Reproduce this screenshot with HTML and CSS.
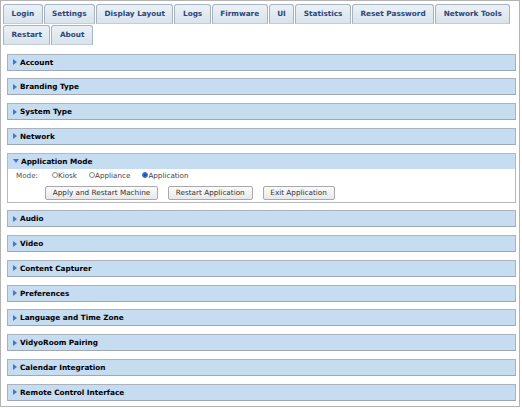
FILE: index.html
```html
<!DOCTYPE html>
<html>
<head>
<meta charset="utf-8">
<link rel="stylesheet" href="styles.css">
</head>
<body>
<div class="frame">
  <div class="tabs">
    <div class="tab">Login</div>
    <div class="tab">Settings</div>
    <div class="tab">Display Layout</div>
    <div class="tab">Logs</div>
    <div class="tab">Firmware</div>
    <div class="tab">UI</div>
    <div class="tab">Statistics</div>
    <div class="tab">Reset Password</div>
    <div class="tab">Network Tools</div>
    <div class="tab">Restart</div>
    <div class="tab">About</div>
  </div>
  <div class="panels">
    <div class="panel"><div class="head"><span class="arrow"></span>Account</div></div>
    <div class="panel"><div class="head"><span class="arrow"></span>Branding Type</div></div>
    <div class="panel"><div class="head"><span class="arrow"></span>System Type</div></div>
    <div class="panel"><div class="head"><span class="arrow"></span>Network</div></div>
    <div class="panel open">
      <div class="head"><span class="arrow down"></span>Application Mode</div>
      <div class="body">
        <div class="mode-row">
          <span class="mode-label">Mode:</span>
          <span class="radio"><span class="dot"></span>Kiosk</span>
          <span class="radio"><span class="dot"></span>Appliance</span>
          <span class="radio"><span class="dot on"></span>Application</span>
        </div>
        <div class="btn-row">
          <span class="btn">Apply and Restart Machine</span>
          <span class="btn">Restart Application</span>
          <span class="btn">Exit Application</span>
        </div>
      </div>
    </div>
    <div class="panel"><div class="head"><span class="arrow"></span>Audio</div></div>
    <div class="panel"><div class="head"><span class="arrow"></span>Video</div></div>
    <div class="panel"><div class="head"><span class="arrow"></span>Content Capturer</div></div>
    <div class="panel"><div class="head"><span class="arrow"></span>Preferences</div></div>
    <div class="panel"><div class="head"><span class="arrow"></span>Language and Time Zone</div></div>
    <div class="panel"><div class="head"><span class="arrow"></span>VidyoRoom Pairing</div></div>
    <div class="panel"><div class="head"><span class="arrow"></span>Calendar Integration</div></div>
    <div class="panel"><div class="head"><span class="arrow"></span>Remote Control Interface</div></div>
  </div>
</div>
</body>
</html>
```
FILE: styles.css
```css
html, body {
  margin: 0;
  padding: 0;
  background: #ffffff;
}
.frame {
  box-sizing: border-box;
  width: 520px;
  height: 407px;
  border: 1px solid #b3b3b3;
  font-family: "DejaVu Sans", Verdana, sans-serif;
  overflow: hidden;
}
.tabs {
  display: flex;
  flex-wrap: wrap;
  column-gap: 1px;
  row-gap: 1px;
  padding: 3px 0 0 2px;
}
.tab {
  box-sizing: border-box;
  height: 20px;
  line-height: 18px;
  padding: 0 7.5px;
  border: 1px solid #a7b3bf;
  border-bottom-color: #c4ccd4;
  border-radius: 3px 3px 0 0;
  background: linear-gradient(#ebf1f6, #d9e3ec);
  color: #2a477a;
  font-weight: bold;
  font-size: 7.3px;
  white-space: nowrap;
}
.panels {
  display: flex;
  flex-direction: column;
  gap: 7.75px;
  margin: 8.5px 3px 0 6px;
}
.panel .head {
  box-sizing: border-box;
  height: 17px;
  line-height: 15px;
  padding-left: 5px;
  background: #c6dcf1;
  border: 1px solid #aab3bc;
  border-bottom-color: #9ea8b2;
  font-weight: bold;
  font-size: 7.3px;
  color: #000;
  display: flex;
  align-items: center;
}
.arrow {
  display: inline-block;
  width: 0;
  height: 0;
  border-top: 3px solid transparent;
  border-bottom: 3px solid transparent;
  border-left: 4px solid #3f78d0;
  margin-right: 3px;
}
.arrow.down {
  border-left: 3px solid transparent;
  border-right: 3px solid transparent;
  border-top: 4px solid #3f78d0;
  border-bottom: 0;
  margin-right: 2px;
}
.panel.open {
  border: 1px solid #b5b9be;
}
.panel.open .head {
  border: 0;
  height: 15px;
}
.body {
  height: 33px;
  padding-left: 8px;
}
.mode-row {
  display: flex;
  align-items: center;
  height: 13px;
  font-size: 7.2px;
  color: #555;
}
.mode-label {
  width: 36px;
}
.radio {
  display: inline-flex;
  align-items: center;
  margin-right: 12px;
  color: #444;
}
.dot {
  box-sizing: border-box;
  display: inline-block;
  width: 6px;
  height: 6px;
  border: 1px solid #8a8a8a;
  border-radius: 50%;
  background: #fff;
}
.dot.on {
  border-color: #2e66c2;
  background: radial-gradient(circle, #1f4fb0 40%, #7ba3e4 100%);
}
.btn-row {
  display: flex;
  gap: 10px;
  margin-top: 4px;
  padding-left: 29px;
}
.btn {
  box-sizing: border-box;
  height: 14px;
  line-height: 12px;
  padding: 0 6.8px;
  border: 1px solid #a9a9a9;
  border-radius: 2px;
  background: linear-gradient(#fbfbfb, #e8e8e8);
  font-size: 7.25px;
  color: #333;
  white-space: nowrap;
}
```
============================================================
§ Short problem:
All of the material above is to be copied exactly, except for its images.

§ Response:
Reproduce this screenshot with HTML and CSS.
FILE: index.html
```html
<!DOCTYPE html>
<html>
<head>
<meta charset="utf-8">
<link rel="stylesheet" href="styles.css">
</head>
<body>
<div class="frame">
  <div class="tabs">
    <div class="tab">Login</div>
    <div class="tab">Settings</div>
    <div class="tab">Display Layout</div>
    <div class="tab">Logs</div>
    <div class="tab">Firmware</div>
    <div class="tab">UI</div>
    <div class="tab">Statistics</div>
    <div class="tab">Reset Password</div>
    <div class="tab">Network Tools</div>
    <div class="tab">Restart</div>
    <div class="tab">About</div>
  </div>
  <div class="panels">
    <div class="panel"><div class="head"><span class="arrow"></span>Account</div></div>
    <div class="panel"><div class="head"><span class="arrow"></span>Branding Type</div></div>
    <div class="panel"><div class="head"><span class="arrow"></span>System Type</div></div>
    <div class="panel"><div class="head"><span class="arrow"></span>Network</div></div>
    <div class="panel open">
      <div class="head"><span class="arrow down"></span>Application Mode</div>
      <div class="body">
        <div class="mode-row">
          <span class="mode-label">Mode:</span>
          <span class="radio"><span class="dot"></span>Kiosk</span>
          <span class="radio"><span class="dot"></span>Appliance</span>
          <span class="radio"><span class="dot on"></span>Application</span>
        </div>
        <div class="btn-row">
          <span class="btn">Apply and Restart Machine</span>
          <span class="btn">Restart Application</span>
          <span class="btn">Exit Application</span>
        </div>
      </div>
    </div>
    <div class="panel"><div class="head"><span class="arrow"></span>Audio</div></div>
    <div class="panel"><div class="head"><span class="arrow"></span>Video</div></div>
    <div class="panel"><div class="head"><span class="arrow"></span>Content Capturer</div></div>
    <div class="panel"><div class="head"><span class="arrow"></span>Preferences</div></div>
    <div class="panel"><div class="head"><span class="arrow"></span>Language and Time Zone</div></div>
    <div class="panel"><div class="head"><span class="arrow"></span>VidyoRoom Pairing</div></div>
    <div class="panel"><div class="head"><span class="arrow"></span>Calendar Integration</div></div>
    <div class="panel"><div class="head"><span class="arrow"></span>Remote Control Interface</div></div>
  </div>
</div>
</body>
</html>
```
FILE: styles.css
```css
html, body {
  margin: 0;
  padding: 0;
  background: #ffffff;
}
.frame {
  box-sizing: border-box;
  width: 520px;
  height: 407px;
  border: 1px solid #b3b3b3;
  font-family: "DejaVu Sans", Verdana, sans-serif;
  overflow: hidden;
}
.tabs {
  display: flex;
  flex-wrap: wrap;
  column-gap: 1px;
  row-gap: 1px;
  padding: 3px 0 0 2px;
}
.tab {
  box-sizing: border-box;
  height: 20px;
  line-height: 18px;
  padding: 0 7.5px;
  border: 1px solid #a7b3bf;
  border-bottom-color: #c4ccd4;
  border-radius: 3px 3px 0 0;
  background: linear-gradient(#ebf1f6, #d9e3ec);
  color: #2a477a;
  font-weight: bold;
  font-size: 7.3px;
  white-space: nowrap;
}
.panels {
  display: flex;
  flex-direction: column;
  gap: 7.75px;
  margin: 8.5px 3px 0 6px;
}
.panel .head {
  box-sizing: border-box;
  height: 17px;
  line-height: 15px;
  padding-left: 5px;
  background: #c6dcf1;
  border: 1px solid #aab3bc;
  border-bottom-color: #9ea8b2;
  font-weight: bold;
  font-size: 7.3px;
  color: #000;
  display: flex;
  align-items: center;
}
.arrow {
  display: inline-block;
  width: 0;
  height: 0;
  border-top: 3px solid transparent;
  border-bottom: 3px solid transparent;
  border-left: 4px solid #3f78d0;
  margin-right: 3px;
}
.arrow.down {
  border-left: 3px solid transparent;
  border-right: 3px solid transparent;
  border-top: 4px solid #3f78d0;
  border-bottom: 0;
  margin-right: 2px;
}
.panel.open {
  border: 1px solid #b5b9be;
}
.panel.open .head {
  border: 0;
  height: 15px;
}
.body {
  height: 33px;
  padding-left: 8px;
}
.mode-row {
  display: flex;
  align-items: center;
  height: 13px;
  font-size: 7.2px;
  color: #555;
}
.mode-label {
  width: 36px;
}
.radio {
  display: inline-flex;
  align-items: center;
  margin-right: 12px;
  color: #444;
}
.dot {
  box-sizing: border-box;
  display: inline-block;
  width: 6px;
  height: 6px;
  border: 1px solid #8a8a8a;
  border-radius: 50%;
  background: #fff;
}
.dot.on {
  border-color: #2e66c2;
  background: radial-gradient(circle, #1f4fb0 40%, #7ba3e4 100%);
}
.btn-row {
  display: flex;
  gap: 10px;
  margin-top: 4px;
  padding-left: 29px;
}
.btn {
  box-sizing: border-box;
  height: 14px;
  line-height: 12px;
  padding: 0 6.8px;
  border: 1px solid #a9a9a9;
  border-radius: 2px;
  background: linear-gradient(#fbfbfb, #e8e8e8);
  font-size: 7.25px;
  color: #333;
  white-space: nowrap;
}
```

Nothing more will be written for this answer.